Why bother? Some applications hard‑code the path to /usr/bin/java, so pointing alternatives correctly keeps the system happy.

4 Verify Environment Variables (Optional)

Add these lines to ~/.bashrc if you want $JAVA_HOME set automatically:

export JAVA_HOME=$(dirname $(readlink -f $(which java)) | sed 's|/bin||')
export PATH=$JAVA_HOME/bin:$PATH

Then reload the shell:

source ~/.bashrc

Now echo $JAVA_HOME should give you /usr/lib/jvm/java-17-openjdk-....

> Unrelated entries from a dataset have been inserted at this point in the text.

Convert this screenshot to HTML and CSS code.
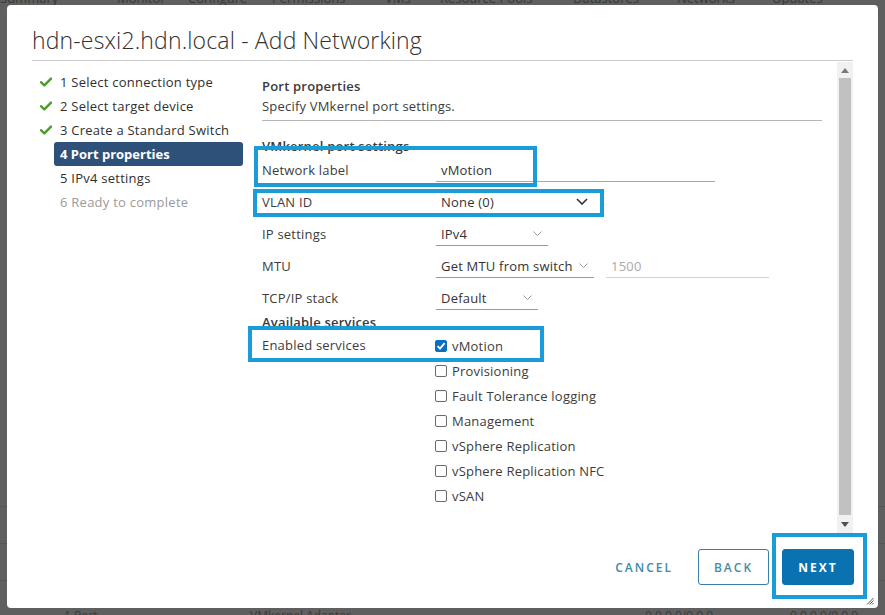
FILE: index.html
```html
<!DOCTYPE html>
<html>
<head>
<meta charset="utf-8">
<link rel="stylesheet" href="styles.css">
</head>
<body>
<div class="page">
  <div class="tabs">
    <span class="t1">Summary</span><span class="t2">Monitor</span><span class="t3">Configure</span><span class="t4">Permissions</span><span class="t5">VMs</span><span class="t6">Resource Pools</span><span class="t7">Datastores</span><span class="t8">Networks</span><span class="t9">Updates</span>
  </div>
  <div class="bg-rows">
    <div class="bg-row"></div>
    <div class="bg-row"></div>
    <div class="bg-row"></div>
  </div>
  <div class="bottom-strip">
    <span class="b1">1 Port...</span><span class="b2">VMkernel Adapter</span><span class="b3">0.0.0.0/0.0.0</span><span class="b4">0.0.0.0/0.0.0</span>
  </div>
</div>

<div class="dialog">
  <header class="dlg-head">
    <h1>hdn-esxi2.hdn.local - Add Networking</h1>
  </header>

  <div class="dlg-body">
    <nav class="steps">
      <div class="step done"><span class="chk"><svg viewBox="0 0 12 10" width="12" height="10"><path d="M1 5.2 L4.4 8.4 L11 1.6" fill="none" stroke="#4d9a2f" stroke-width="2.4" stroke-linecap="round" stroke-linejoin="round"/></svg></span><span class="lbl">1 Select connection type</span></div>
      <div class="step done"><span class="chk"><svg viewBox="0 0 12 10" width="12" height="10"><path d="M1 5.2 L4.4 8.4 L11 1.6" fill="none" stroke="#4d9a2f" stroke-width="2.4" stroke-linecap="round" stroke-linejoin="round"/></svg></span><span class="lbl">2 Select target device</span></div>
      <div class="step done"><span class="chk"><svg viewBox="0 0 12 10" width="12" height="10"><path d="M1 5.2 L4.4 8.4 L11 1.6" fill="none" stroke="#4d9a2f" stroke-width="2.4" stroke-linecap="round" stroke-linejoin="round"/></svg></span><span class="lbl">3 Create a Standard Switch</span></div>
      <div class="step active"><span class="chk"></span><span class="lbl">4 Port properties</span></div>
      <div class="step"><span class="chk"></span><span class="lbl">5 IPv4 settings</span></div>
      <div class="step disabled"><span class="chk"></span><span class="lbl">6 Ready to complete</span></div>
    </nav>

    <div class="pane">
      <div class="scroll">
        <div class="sec-title">Port properties</div>
        <div class="sec-desc">Specify VMkernel port settings.</div>

        <div class="group-title">VMkernel port settings</div>
        <div class="form-row">
          <div class="flabel">Network label</div>
          <div class="fval"><div class="input w-net">vMotion</div></div>
        </div>
        <div class="form-row">
          <div class="flabel">VLAN ID</div>
          <div class="fval"><div class="select w-vlan dark">None (0)<svg viewBox="0 0 12 7" width="12" height="7"><path d="M1 1 L6 6 L11 1" fill="none" stroke="#333" stroke-width="1.6"/></svg></div></div>
        </div>
        <div class="form-row">
          <div class="flabel">IP settings</div>
          <div class="fval"><div class="select w-ip">IPv4<svg viewBox="0 0 9 5" width="9" height="5"><path d="M0.5 0.5 L4.5 4.5 L8.5 0.5" fill="none" stroke="#9a9a9a" stroke-width="1"/></svg></div></div>
        </div>
        <div class="form-row">
          <div class="flabel">MTU</div>
          <div class="fval">
            <div class="select w-mtu">Get MTU from switch<svg viewBox="0 0 9 5" width="9" height="5"><path d="M0.5 0.5 L4.5 4.5 L8.5 0.5" fill="none" stroke="#9a9a9a" stroke-width="1"/></svg></div>
            <div class="input w-num muted">1500</div>
          </div>
        </div>
        <div class="form-row">
          <div class="flabel">TCP/IP stack</div>
          <div class="fval"><div class="select w-tcp">Default<svg viewBox="0 0 9 5" width="9" height="5"><path d="M0.5 0.5 L4.5 4.5 L8.5 0.5" fill="none" stroke="#9a9a9a" stroke-width="1"/></svg></div></div>
        </div>

        <div class="group-title second">Available services</div>
        <div class="services">
          <div class="flabel svc-label">Enabled services</div>
          <div class="svc-list">
            <label class="cb"><span class="box checked"><svg viewBox="0 0 12 12" width="12" height="12"><path d="M2.6 6.2 L5 8.6 L9.6 3.2" fill="none" stroke="#fff" stroke-width="1.8"/></svg></span>vMotion</label>
            <label class="cb"><span class="box"></span>Provisioning</label>
            <label class="cb"><span class="box"></span>Fault Tolerance logging</label>
            <label class="cb"><span class="box"></span>Management</label>
            <label class="cb"><span class="box"></span>vSphere Replication</label>
            <label class="cb"><span class="box"></span>vSphere Replication NFC</label>
            <label class="cb"><span class="box"></span>vSAN</label>
          </div>
        </div>
      </div>
      <div class="scrollbar">
        <div class="sb-arrow"><svg viewBox="0 0 8 5" width="8" height="5"><path d="M0 5 L4 0 L8 5 Z" fill="#7a7a7a"/></svg></div>
        <div class="sb-thumb"></div>
        <div class="sb-arrow down"><svg viewBox="0 0 8 5" width="8" height="5"><path d="M0 0 L4 5 L8 0 Z" fill="#505050"/></svg></div>
      </div>
    </div>
  </div>

  <footer class="dlg-foot">
    <button class="btn link">CANCEL</button>
    <button class="btn outline">BACK</button>
    <button class="btn primary">NEXT</button>
  </footer>

  <div class="grip"><svg viewBox="0 0 8 8" width="8" height="8"><path d="M7.5 1 L1 7.5 M7.5 3.5 L3.5 7.5 M7.5 6 L6 7.5" stroke="#555" stroke-width="1"/></svg></div>

  <div class="callout c1"></div>
  <div class="callout c2"></div>
  <div class="callout c3"></div>
  <div class="callout c4"></div>
</div>
</body>
</html>
```

FILE: styles.css
```css
html, body {
  margin: 0;
  padding: 0;
  width: 885px;
  height: 615px;
  overflow: hidden;
  font-family: "Open Sans", "Noto Sans", sans-serif;
}

body {
  position: relative;
  background: #5e5e5e;
}

/* dimmed page behind the modal */
.page {
  position: absolute;
  inset: 0;
  background: #5f5f5f;
}

.tabs {
  position: absolute;
  top: -10px;
  left: 0;
  height: 16px;
  font-size: 13px;
  line-height: 16px;
  color: #383838;
  white-space: nowrap;
}
.tabs span { position: absolute; top: 0; }
.t1 { left: 0; }
.t2 { left: 117px; }
.t3 { left: 188px; }
.t4 { left: 272px; }
.t5 { left: 385px; }
.t6 { left: 440px; }
.t7 { left: 573px; }
.t8 { left: 677px; }
.t9 { left: 772px; }

.bg-rows {
  position: absolute;
  left: 0;
  top: 470px;
  width: 885px;
}
.bg-row {
  height: 36px;
  border-bottom: 1px solid #555;
}

.bottom-strip {
  position: absolute;
  left: 0;
  top: 607px;
  width: 885px;
  font-size: 12px;
  line-height: 14px;
  color: #3a3a3a;
  white-space: nowrap;
}
.bottom-strip span { position: absolute; top: 2px; }
.b1 { left: 64px; }
.b2 { left: 250px; }
.b3 { left: 645px; }
.b4 { left: 790px; }

/* dialog */
.dialog {
  position: absolute;
  left: 7px;
  top: 5px;
  width: 871px;
  height: 603px;
  background: #fff;
  border-radius: 4px;
  display: flex;
  flex-direction: column;
  box-sizing: border-box;
}

.dlg-head {
  margin: 0 25px;
  padding-top: 21px;
  padding-bottom: 5px;
  border-bottom: 1px solid #cccccc;
}
.dlg-head h1 {
  margin: 0;
  font-size: 23px;
  line-height: 29px;
  font-weight: 300;
  letter-spacing: 0.15px;
  color: #313131;
}

.dlg-body {
  display: flex;
  height: 472px;
}

/* step navigation */
.steps {
  margin-left: 33px;
  width: 203px;
  padding-top: 9px;
  flex-shrink: 0;
}
.step {
  display: flex;
  align-items: center;
  height: 24px;
}
.chk {
  width: 14px;
  display: flex;
  align-items: center;
  flex-shrink: 0;
}
.lbl {
  flex: 1;
  height: 24px;
  line-height: 24px;
  padding-left: 6px;
  font-size: 13px;
  font-weight: 500;
  letter-spacing: 0.25px;
  color: #2f2f2f;
  border-radius: 3px;
  white-space: nowrap;
}
.step.active .lbl {
  background: #2e5179;
  color: #fff;
  font-weight: 700;
  letter-spacing: 0;
}
.step.disabled .lbl {
  color: #9a9a9a;
}

/* main pane */
.pane {
  display: flex;
  flex: 1;
  margin-left: 19px;
  margin-right: 25px;
  margin-top: 1px;
  height: 471px;
}
.scroll {
  flex: 1;
  padding-top: 14px;
  padding-right: 15px;
  color: #3c3c3c;
  font-size: 13px;
  letter-spacing: 0.2px;
}

.sec-title {
  line-height: 20px;
  font-weight: 600;
  color: #3a3a3a;
}
.sec-desc {
  line-height: 20px;
  padding-bottom: 4px;
  border-bottom: 1px solid #b5b5b5;
  color: #3c3c3c;
}
.group-title {
  margin-top: 17px;
  line-height: 16px;
  height: 16px;
  font-weight: 600;
  color: #3a3a3a;
}
.group-title.second {
  margin-top: 0;
}

.form-row {
  display: flex;
  align-items: center;
  height: 32px;
}
.flabel {
  width: 174px;
  flex-shrink: 0;
  color: #3c3c3c;
}
.fval {
  display: flex;
  align-items: center;
  gap: 12px;
}

.input,
.select {
  height: 24px;
  line-height: 24px;
  padding: 0 5px;
  box-sizing: border-box;
  border-bottom: 1px solid #9a9a9a;
  color: #333;
}
.input.w-net { width: 279px; border-bottom-color: #a8a8a8; }
.input.w-num { width: 163px; }
.input.muted { color: #aaaaaa; border-bottom-color: #d2d2d2; }

.select {
  display: flex;
  align-items: center;
  justify-content: space-between;
}
.select svg { flex-shrink: 0; }
.w-vlan { width: 160px; padding-right: 8px; }
.w-ip { width: 112px; padding-right: 6px; }
.w-mtu { width: 158px; padding-right: 6px; }
.w-tcp { width: 102px; padding-right: 6px; }

.services {
  display: flex;
  margin-top: 3px;
}
.svc-label {
  height: 25px;
  line-height: 25px;
}
.svc-list {
  display: flex;
  flex-direction: column;
  margin-left: -1px;
}
.cb {
  display: flex;
  align-items: center;
  gap: 5px;
  height: 25px;
  color: #3c3c3c;
}
.box {
  width: 12px;
  height: 12px;
  box-sizing: border-box;
  border: 1px solid #6a6a6a;
  border-radius: 2px;
  background: #fff;
  display: flex;
}
.box.checked {
  background: #0b6fc0;
  border-color: #0b6fc0;
}
.box.checked svg { margin: -1px; }

/* scrollbar */
.scrollbar {
  width: 16px;
  background: #f1f1f1;
  display: flex;
  flex-direction: column;
  flex-shrink: 0;
}
.sb-arrow {
  height: 16px;
  display: flex;
  align-items: center;
  justify-content: center;
}
.sb-arrow.down { height: 18px; }
.sb-thumb {
  flex: 1;
  margin: 0 2px;
  background: #c1c1c1;
}

/* footer */
.dlg-foot {
  display: flex;
  justify-content: flex-end;
  align-items: center;
  padding-top: 16px;
  padding-right: 24px;
  gap: 13px;
}
.btn {
  height: 36px;
  box-sizing: border-box;
  font-family: "Open Sans", "Noto Sans", sans-serif;
  font-size: 12px;
  font-weight: 600;
  letter-spacing: 2px;
  border-radius: 3px;
  padding: 0 12px;
  cursor: pointer;
}
.btn.link {
  background: transparent;
  border: none;
  color: #3d8aab;
  margin-right: 0;
}
.btn.outline {
  width: 71px;
  background: #fff;
  border: 1px solid #3a7fa3;
  color: #4a8aa8;
}
.btn.primary {
  width: 72px;
  background: #0a72b0;
  border: 1px solid #0a72b0;
  color: #fff;
  font-weight: 700;
}

.grip {
  position: absolute;
  right: 4px;
  bottom: 3px;
  width: 8px;
  height: 8px;
  display: flex;
}

/* highlight callouts drawn over the form */
.callout {
  position: absolute;
  box-sizing: border-box;
  border: 4px solid #1a9cd8;
  pointer-events: none;
}
.c1 { left: 247px; top: 141px; width: 283px; height: 41px; }
.c2 { left: 246px; top: 184px; width: 351px; height: 28px; }
.c3 { left: 241px; top: 321px; width: 296px; height: 36px; }
.c4 { left: 765px; top: 528px; width: 95px; height: 66px; }
```
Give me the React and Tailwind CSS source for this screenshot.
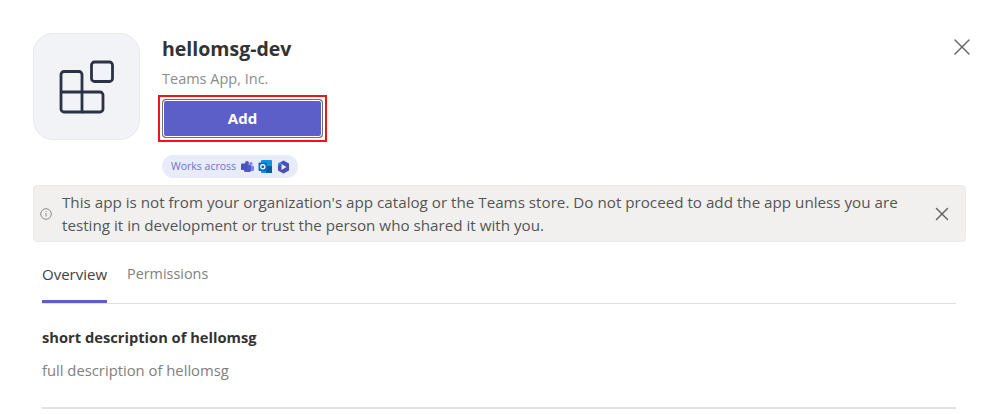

5 Oracle JDK: When You Need the “Official” Build

Some enterprise apps insist on Oracle’s distribution. The steps are a bit more hands‑on:

1. Download the tar.gz from Oracle’s site (you’ll need an account).

2. Extract to /opt:

   sudo mkdir -p /opt/oracle-jdk
   sudo tar xzf jdk-17_linux-x64_bin.tar.gz -C /opt/oracle-jdk --strip-components=1

3. Create a symlink so alternatives can see it:

   sudo alternatives --install /usr/bin/java java /opt/oracle-jdk/bin/java 2000

4. Pick it as default (if you have others):

   sudo alternatives --config java

5. Verify:

   java -version   # Should show “javac 17” with Oracle branding.

Why this route? If your build scripts check for an oracle flag or rely on proprietary features, the official JDK is the only way to satisfy them.

6 Troubleshooting Common Pitfalls
  • “Could not find java executable” – You probably installed Java in /usr/lib/jvm, but your shell hasn’t refreshed $PATH. Reboot or source ~/.bashrc.
  • Version mismatch after updates – CentOS may install a newer 11 while you’re still pointing to 17 via alternatives. Run sudo alternatives --config java again.
  • SELinux blocking execution – If SELinux is enforcing, you might see “Permission denied” errors when launching Java from certain directories. Use semanage fcontext or simply stick with the default package installation path.
7 Quick Recap for the Busy Fixer
Step Command What It Does
1 sudo dnf install java-latest-openjdk Pulls in Java 17 from the repo.
2 sudo alternatives --config java Chooses which JDK to run by default.
3 Add $JAVA_HOME to .bashrc Makes environment variables available everywhere.
4 (Optional) Oracle steps above Gives you the official build if required.

That’s all there is to it. Pick what your apps need, install with dnf, tweak alternatives if you’re juggling versions, and you’ll have Java ready for whatever you throw at it.